Avec notre correspondant à Rio de Janeiro, François Cardona, et notre envoyé spécial à Brasilia, Achim Lippold
Au Brésil, Michel Temer, le nouveau président intérimaire de centre-droit, entré en fonction après la suspension de Dilma Rousseff, a promis un programme de réformes libérales et des coupes dans les dépenses publiques pour relancer l'économie du pays. Mais après les scandales de corruption à répétition de ces derniers mois, qui ont poussé la présidente vers la sortie, le nouveau gouvernement n'échappe pas aux critiques.
Sa composition fait déjà polémique. Il ne comporte aucune femme, par exemple. Mais surtout, un grand nombre de ses membres font l'objet d'enquête pour corruption. Sur les 24 ministres du nouveau gouvernement Temer, sept sont cités dans l'enquête sur le scandale de corruption Petrobras, dans lequel plus de 2 milliards d'euros ont été détournés des caisses du géant pétrolier brésilien.
Un gouvernement polémique
Le nouveau président par intérim a choisi un gouvernement plus restreint que celui de Dilma Rousseff. Mais son ministre de la planification ainsi qui celui des Villes sont soupçonnés d'avoir reçu d'importants pots-de-vins, via la plus grande entreprise de bâtiment du Brésil, Odebrecht, en contrat avec Petrobras. Le ministre de la Santé est également dans le collimateur de la Cour suprême pour avoir faussé des appels d'offre publics. Quant à José Serra, le nouveau ministre des Affaires étrangères, un ami proche de Michel Temer, il est visé par plusieurs enquêtes, dont une pour malversation.
Le nouveau président par intérim est également critiqué pour avoir fait en quelque sorte disparaitre le ministère de la Culture, désormais associé à l'Education dans un seul portefeuille. Cette décision a provoqué les protestations de plusieurs grands artistes brésiliens. Le ministre de la Justice, ancien secrétaire à la sécurité de Sao Paulo, a quant à lui été très critiqué pour le comportement brutal de la police lors de plusieurs mouvements sociaux l'année dernière.
Sensibiliser l'opinion
A Brasilia, une petite équipe de journalistes s'est spécialisée dans ces affaires de corruption et a monté un observatoire pour sensibiliser l'opinion publique. Son directeur, Sylvio Costa, est l'un des meilleurs connaisseurs de la vie parlementaire à Brasilia. Il y a 12 ans, cet ancien reporter de La Folha de Sao Paulo a fondé le journal Congresso em Foco, devenu ensuite un site de référence.

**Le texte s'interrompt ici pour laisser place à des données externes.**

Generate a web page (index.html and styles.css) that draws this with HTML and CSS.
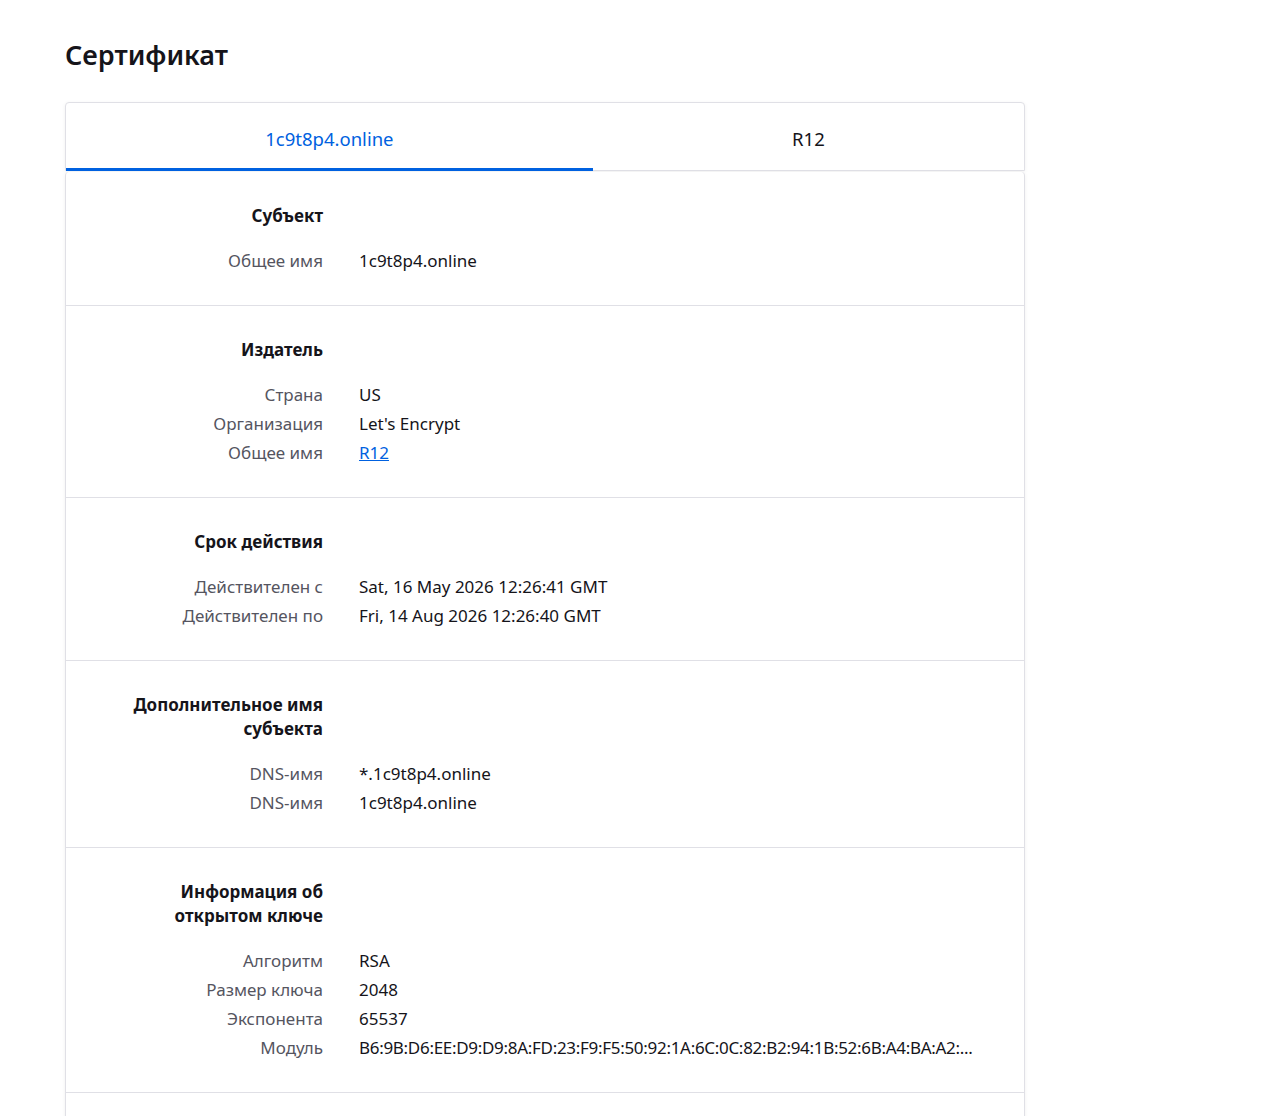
FILE: index.html
```html
<!DOCTYPE html>
<html lang="ru">
<head>
  <meta charset="UTF-8" />
  <title>Сертификат</title>
  <link rel="stylesheet" href="styles.css">
</head>
<body>
  <h1 class="page-title">Сертификат</h1>

  <div class="cert">
    <div class="tabs">
      <button class="tab selected">1c9t8p4.online</button>
      <button class="tab">R12</button>
    </div>

    <div class="panel">
      <section class="info-group">
        <h2 class="group-title">Субъект</h2>
        <div class="row"><span class="label">Общее имя</span><span class="value">1c9t8p4.online</span></div>
      </section>

      <section class="info-group">
        <h2 class="group-title">Издатель</h2>
        <div class="row"><span class="label">Страна</span><span class="value">US</span></div>
        <div class="row"><span class="label">Организация</span><span class="value">Let's Encrypt</span></div>
        <div class="row"><span class="label">Общее имя</span><span class="value"><a href="#" class="link">R12</a></span></div>
      </section>

      <section class="info-group">
        <h2 class="group-title">Срок действия</h2>
        <div class="row"><span class="label">Действителен с</span><span class="value">Sat, 16 May 2026 12:26:41 GMT</span></div>
        <div class="row"><span class="label">Действителен по</span><span class="value">Fri, 14 Aug 2026 12:26:40 GMT</span></div>
      </section>

      <section class="info-group">
        <h2 class="group-title">Дополнительное имя субъекта</h2>
        <div class="row"><span class="label">DNS-имя</span><span class="value">*.1c9t8p4.online</span></div>
        <div class="row"><span class="label">DNS-имя</span><span class="value">1c9t8p4.online</span></div>
      </section>

      <section class="info-group">
        <h2 class="group-title">Информация об открытом ключе</h2>
        <div class="row"><span class="label">Алгоритм</span><span class="value">RSA</span></div>
        <div class="row"><span class="label">Размер ключа</span><span class="value">2048</span></div>
        <div class="row"><span class="label">Экспонента</span><span class="value">65537</span></div>
        <div class="row"><span class="label">Модуль</span><span class="value long">B6:9B:D6:EE:D9:D9:8A:FD:23:F9:F5:50:92:1A:6C:0C:82:B2:94:1B:52:6B:A4:BA:A2:...</span></div>
      </section>

      <section class="info-group">
        <h2 class="group-title">Прочее</h2>
        <div class="row"><span class="label">Серийный номер</span><span class="value">05:8A:1F:0E:3B:77:C2:91:D4:6E:02:AB:19:F3:58:C7:40:2D</span></div>
      </section>
    </div>
  </div>
</body>
</html>
```

FILE: styles.css
```css
body { margin: 0; padding: 20px 250px 40px 65px; background: #fff; color: #15141a; font-family: "Noto Sans", "Open Sans", sans-serif; font-size: 17px; }
.page-title { margin: 15px 0 27px; font-size: 27px; font-weight: 600; line-height: 40px; }

.cert { width: 960px; }
.tabs { display: flex; height: 69px; border: 1px solid #e0e0e6; border-radius: 4px 4px 0 0; box-shadow: 0 1px 4px rgba(0,0,0,0.06); box-sizing: border-box; background: #fff; }
.tab { flex: 1 1 auto; padding: 5px 20px 0; border: none; border-bottom: 3px solid transparent; background: none; font: inherit; font-size: 18.5px; color: #15141a; cursor: pointer; margin-bottom: -1px; }
.tab.selected { color: #0061e0; border-bottom-color: #0061e0; }

.panel { margin-top: 1px; border: 1px solid #e0e0e6; border-top: none; border-radius: 4px 4px 0 0; box-shadow: 0 1px 4px rgba(0,0,0,0.06); background: #fff; }
.info-group { padding: 32px 0 30px; border-top: 1px solid #e0e0e6; }
.info-group:first-child { border-top: none; }
.group-title { width: 222px; margin: 0 0 18px 35px; text-align: right; font-size: 17px; font-weight: 700; line-height: 24px; }
.row { display: flex; line-height: 29px; }
.label { width: 222px; margin-left: 35px; flex: none; text-align: right; color: #55555f; }
.value { margin-left: 36px; white-space: nowrap; }
.value.long { letter-spacing: -0.3px; }
.link { color: #0061e0; }
```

Lors du vote au Sénat sur la destitution de Dilma Rousseff, Sylvio Costa a tweeté des informations sur les parlementaires soupçonnés de corruption avec les charges retenues contre eux. « Ces gens-là non seulement poursuivent leur carrière politique mais ils contrôlent la politique, explique-t-il. Le Congrès est entre les mains de Renan Calheiros, président du Sénat, et d'Eduardo Cunha, président de la Chambre des députés, qui a lancé la demande de destitution contre Dilma. Et moi je le dis et je l'écris : ce sont des bandits ».
Son objectif consiste à sensibiliser les Brésiliens, à informer pour changer les choses. Malgré le scandale de Petrobras, le journaliste se veut optimiste. Ces dernières semaines, le site de Congresso em Foco est sollicité comme jamais auparavant. Pour Sylvio Costa, il s'agit de la preuve que les affaires de corruption sont de moins en moins tolérées par l'opinion publique brésilienne.